Word to the Wise
Wednesday, July 1, 2020 - Wednesday in the 13th Week in Ordinary Time
[Amos 5:14-15, 21-24 and Matt 8:28-34]I hate, I spurn your feasts, says the Lord, I take no pleasure in your solemnities; your cereal offerings I will not accept, nor consider your stall-fed peace offerings. Away with your noisy songs! I will not listen to the melodies of your harps. But if you would offer me burnt offerings, then let justice surge like water, and goodness like an unfailing stream. [Amos]

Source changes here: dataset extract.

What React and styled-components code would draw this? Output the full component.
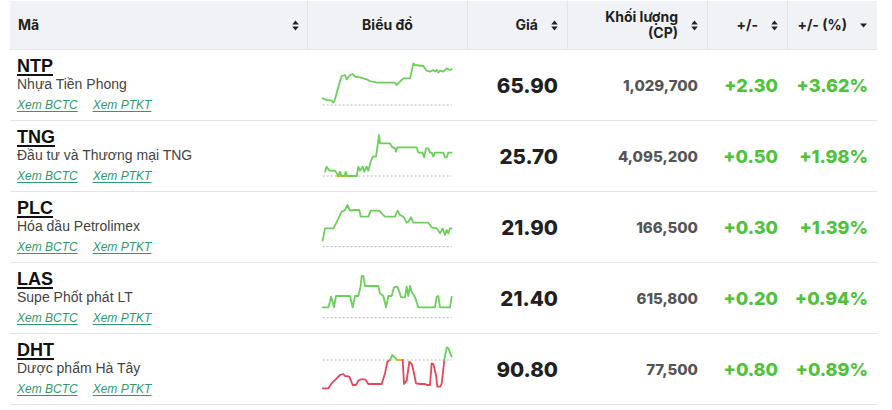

Amos was one "tell it like it is" prophet! He denounced empty religious devotion that cloaked injustice. He is not the only Old Testament prophet who did this. However, he is certainly one of the most colorful ones. Can we imagine someone showing up at a big church celebration with all its pomp and circumstance and denouncing all of us for our failures to care for the poor, the sick, the immigrant, the imprisoned, the hungry! Our first reaction would be, "Who invited him?" Then we would get angry and have him thrown out for "disturbing the peace" or worse! This is exactly what happened to Jesus about 700 years later, and is generally the fate of anyone (prophet/prophetess) who dares to disturb the peace of the powerful in the land!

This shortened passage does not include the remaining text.